Thursday, March 07, 2013

Alcohol

This past weekend, I was looking at the "insights" section of the SheppyBrew Brewery Facebook page (please go like it if you have not already). I was shocked to see a big jump in the numbers of people "reached" and "talking about this".



Looking through the posts on the page for the week, it was easy to see that the article from 9 news.com, Suits: More water, less buzz in Bud, Michelob beer is what got most of the attention. You can go ahead and read the article if you want. The gist of the article is that Anheuser-Busch is defending itself from class-action lawsuits which accuse the company of watering down its beers.
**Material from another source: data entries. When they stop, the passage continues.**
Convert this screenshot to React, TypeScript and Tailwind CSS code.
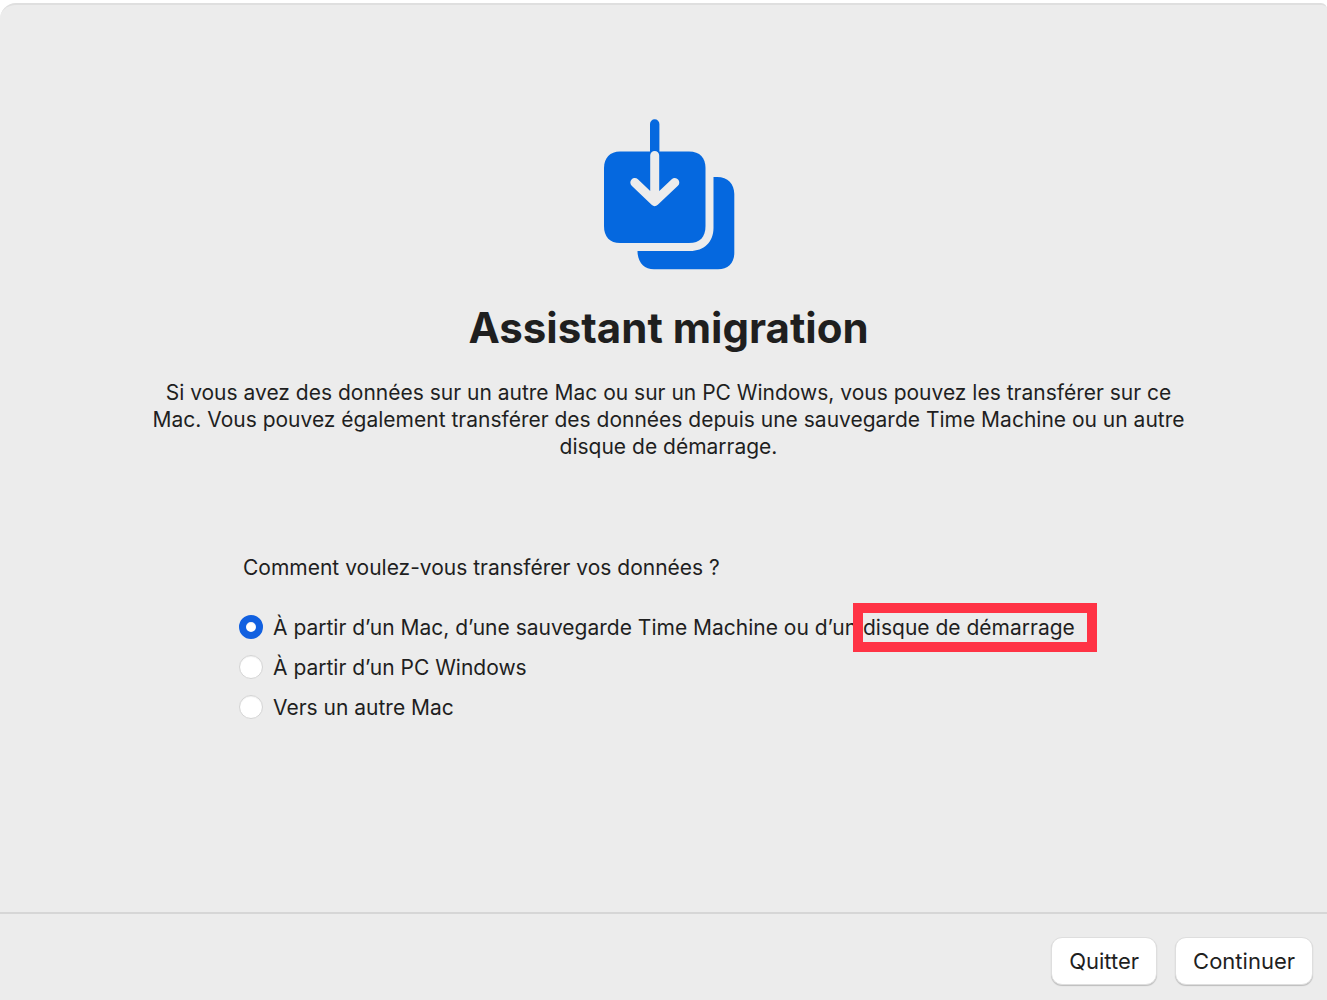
import { useState } from "react";
import type { ReactNode } from "react";

function MigrationIcon() {
  return (
    <svg width="132" height="152" viewBox="603 119 132 152" aria-hidden="true">
      <path
        d="M637.5 251H690C704 251 713.5 242 713.5 228V177H717C728 177 734.3 184 734.3 194V253C734.3 263 728 269.3 718 269.3H654C644 269.3 637.5 262 637.5 251Z"
        fill="#0568df"
      />
      <path
        d="M620 151.5H689C700 151.5 705.5 158 705.5 168V226C705.5 237 700 243 689 243H620C610 243 604 237 604 226V168C604 158 610 151.5 620 151.5Z"
        fill="#0568df"
      />
      <path d="M654.7 156V124" stroke="#0568df" strokeWidth="9.4" strokeLinecap="round" />
      <path
        d="M654.7 155.5V200M634.8 182.5L654.7 201.5L674.8 182.5"
        fill="none"
        stroke="#ececec"
        strokeWidth="9"
        strokeLinecap="round"
        strokeLinejoin="round"
      />
    </svg>
  );
}

type OptionProps = {
  value: string;
  selected: string;
  onSelect: (value: string) => void;
  children: ReactNode;
};

function Option({ value, selected, onSelect, children }: OptionProps) {
  return (
    <label className="flex h-10 items-center gap-[10px]">
      <input
        type="radio"
        name="source"
        value={value}
        checked={selected === value}
        onChange={() => onSelect(value)}
        className="size-6 shrink-0 appearance-none rounded-full border border-[#d4d4d4] bg-white shadow-[inset_0_1px_1px_rgba(0,0,0,0.06)] checked:border-[7px] checked:border-[#1160e0]"
      />
      <span>{children}</span>
    </label>
  );
}

const buttonClass =
  "h-12 rounded-[11px] border border-[#dedede] bg-white px-[17px] text-[22px] shadow-[0_1px_1px_rgba(0,0,0,0.2)]";

export default function App() {
  const [source, setSource] = useState("mac");

  return (
    <div className="flex min-h-screen flex-col bg-white pt-[3px] font-['Inter',sans-serif] text-[21px] leading-[27px] text-[#1f1f1f]">
      <div className="flex grow flex-col rounded-tl-2xl rounded-tr-md border-t-2 border-[#dfdfdf] bg-[#ececec]">
        <main className="flex grow flex-col pt-[114px]">
          <header className="flex flex-col items-center pl-[10px] text-center">
            <MigrationIcon />
            <h1 className="mt-[30px] text-[42px] leading-[54px] font-bold">Assistant migration</h1>
            <p className="mt-6 max-w-[1050px]">
              Si vous avez des données sur un autre Mac ou sur un PC Windows, vous pouvez les transférer sur ce
              Mac. Vous pouvez également transférer des données depuis une sauvegarde Time Machine ou un autre
              disque de démarrage.
            </p>
          </header>
          <fieldset className="mt-[94px] pl-[239px]">
            <legend className="pl-1">Comment voulez-vous transférer vos données ?</legend>
            <div className="mt-[26px]">
              <Option value="mac" selected={source} onSelect={setSource}>
                À partir d’un Mac, d’une sauvegarde Time Machine ou d’un{" "}
                <span className="relative">
                  disque de démarrage
                  <span className="pointer-events-none absolute -top-3 -right-[22px] -bottom-3 -left-[10px] border-[10px] border-[#ff3345]" />
                </span>
              </Option>
              <Option value="pc" selected={source} onSelect={setSource}>
                À partir d’un PC Windows
              </Option>
              <Option value="other" selected={source} onSelect={setSource}>
                Vers un autre Mac
              </Option>
            </div>
          </fieldset>
        </main>
        <footer className="flex justify-end gap-[18px] border-t-2 border-[#d6d6d6] pt-[23px] pr-[14px] pb-[15px]">
          <button type="button" className={buttonClass}>
            Quitter
          </button>
          <button type="button" className={buttonClass}>
            Continuer
          </button>
        </footer>
      </div>
    </div>
  );
}
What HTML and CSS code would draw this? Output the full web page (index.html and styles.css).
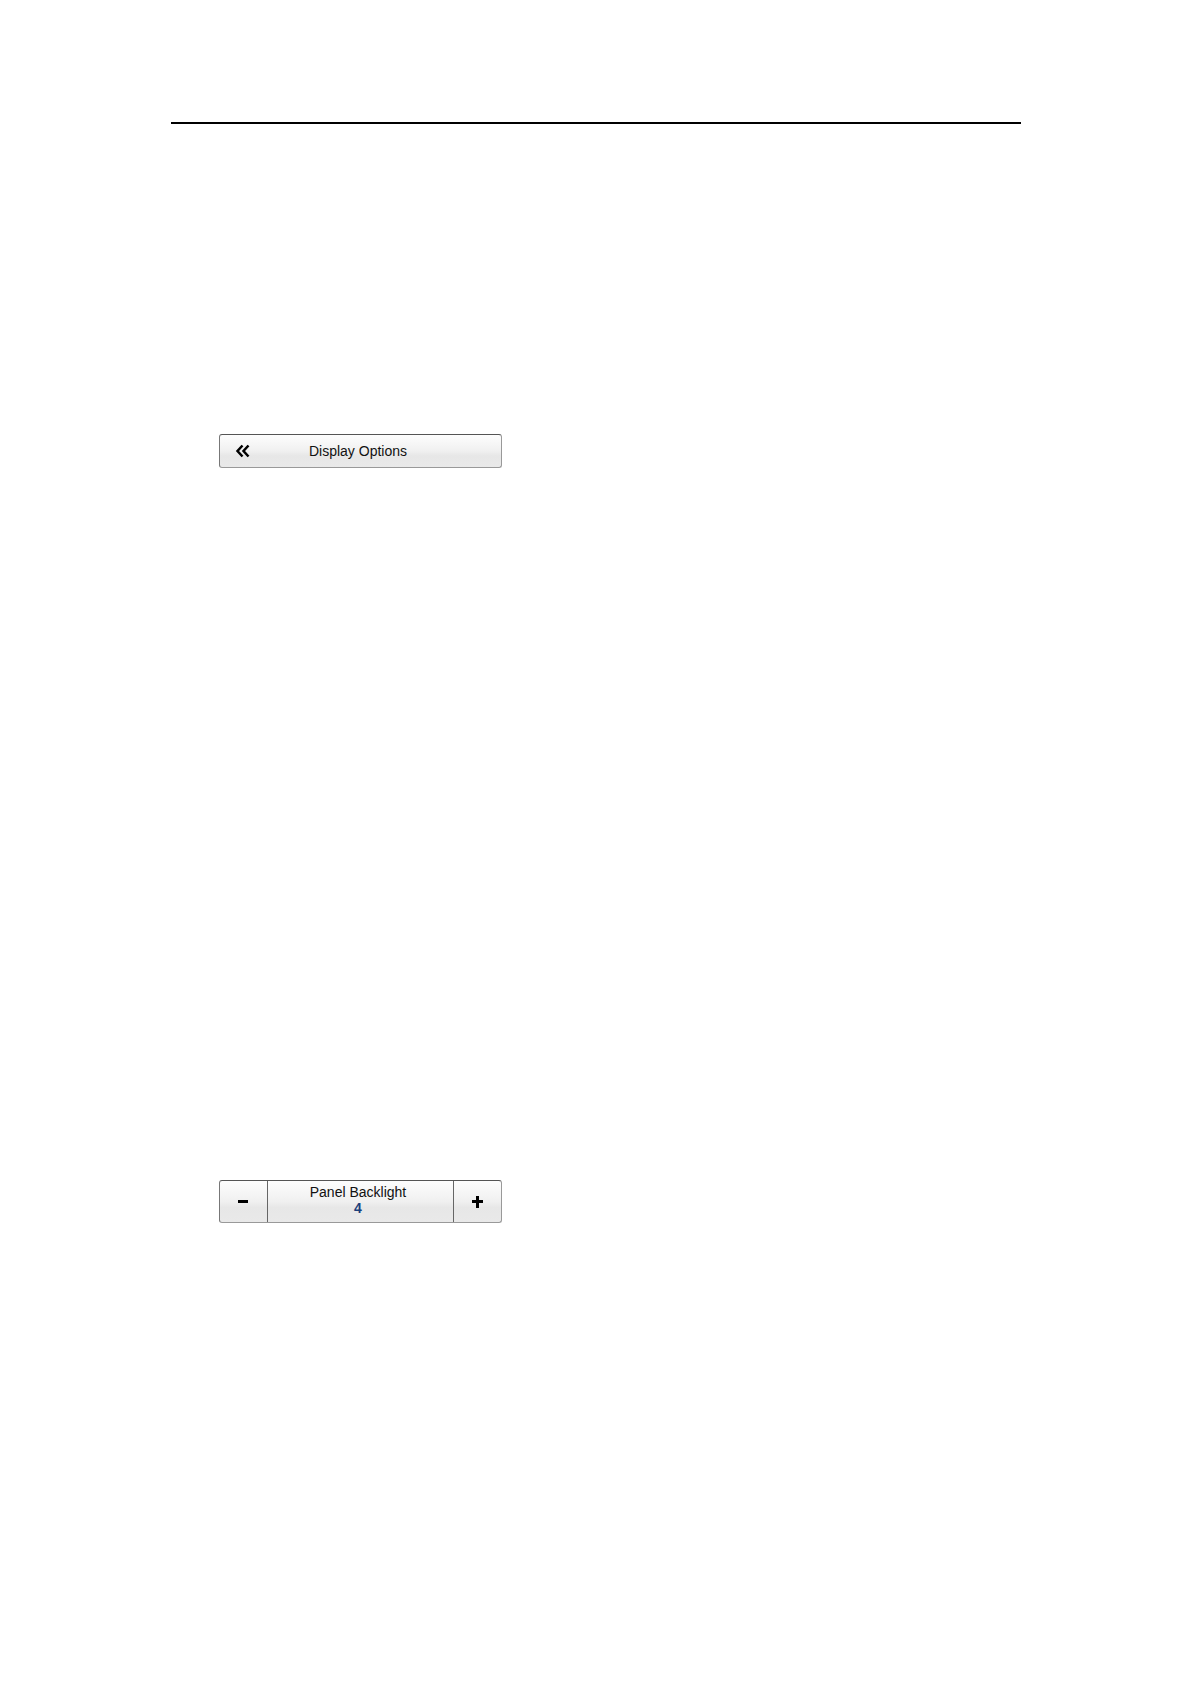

I'm gonna assume AB is innocent until proven guilty on this one. Of course, I don't care. This does not affect me one way or the other. Quite frankly, people who are worried that Bud Light is "watered down" probably were not paying attention to begin with. Bud light is a watery beer. That is why most Bud Light "lovers" like the beer.

I am amused that what this comes down to is ...
"The excess water is added just before bottling and cuts the stated alcohol content by 3 percent to 8 percent."
According to the article, Budweiser is a 5% ABV beer. Even if the ABV is reduced by .08, the high side of the claim, the "watered down" beer is 4.6% ABV. That is less than 5 hundredths of an ounce in a normal 12oz bottle of beer.
That is less than I would expect a measuring error in my brewery. Granted, as a home-brewer, my method of measuring ABV is not the most sophisticated, but it is more or less the same way most craft brewers measure their ABV.

For example, lets say I brewed a 5% beer. For the purposes of this example, lets pretend my beer is called Khazad-dûm Black Lager. With my handy / dandy hydrometer, lets pretend I measure the Original Gravity of Khazad-dûm to be 1.050. I let the wort ferment out into a beer, and right before kegging or bottling, I take a Final Gravity (FG) reading with my handy/dandy hydrometer and come up with 1.012. I plug these two numbers into a formula and get my ABV to be exactly 5%.

But, if I travel back in time, and look at my hydrometer again, I think I could make a case that the wort was actually 1.052 OG. Since the precision of the lines on the hydrometer are .002, I think it is reasonable to read the instrument .002 higher. And lets say at the time I take the FG, I think it is actually 1.010 rather than 1.012. All of a sudden, Khazad-dûm is a 5.5ABV beer.

If I read .002 low on brew day and .002 high on kegging day, I could easily see coming up with a 4.5% Khazad-dûm Black Lager.

I try to be consistent in how I read the hydrometer,  so chances are good that I always read high or always read low, so my actual range of the Alcohol measurement error is most likely much tighter than that. And granted, professional brewers (especially those who work at Goliath-sized AB / InBev) have more sophisticated measuring devices. Still, though, I don't consider the difference in a 5% and 4.6% ABV Budweiser all that significant. Heck, on their typical 12-pack Friday night, these Bud drinkers are going to spill more alcohol than they think is being diluted from this alleged "watering down".

To be honest, I think that if the complaint is about ABV (alcohol by volume), the plaintiffs are completely missing the point. To say you were "cheated" out of .4% ABV is dumb. Personally, I would be much more upset about the reduction in beer flavor.

Of course, if the typical Bud drinker was concerned with flavor, they would not be drinking a BMC beer to begin with. I have a quote that I put on some of my beer bottles that says, "People who drink light 'beer' don't like the taste of beer; they just like to pee alot." I do think that is true.

Just for the record, I do not believe the accusations in this class-action lawsuit at all. I don't like most of their products, but I do think that when they say they are making a 5% beer, they are actually making a 5% beer. In fact, I've said before and truly believe that the big BMC brewers do a great job at making exactly the beer they want to make over and over again.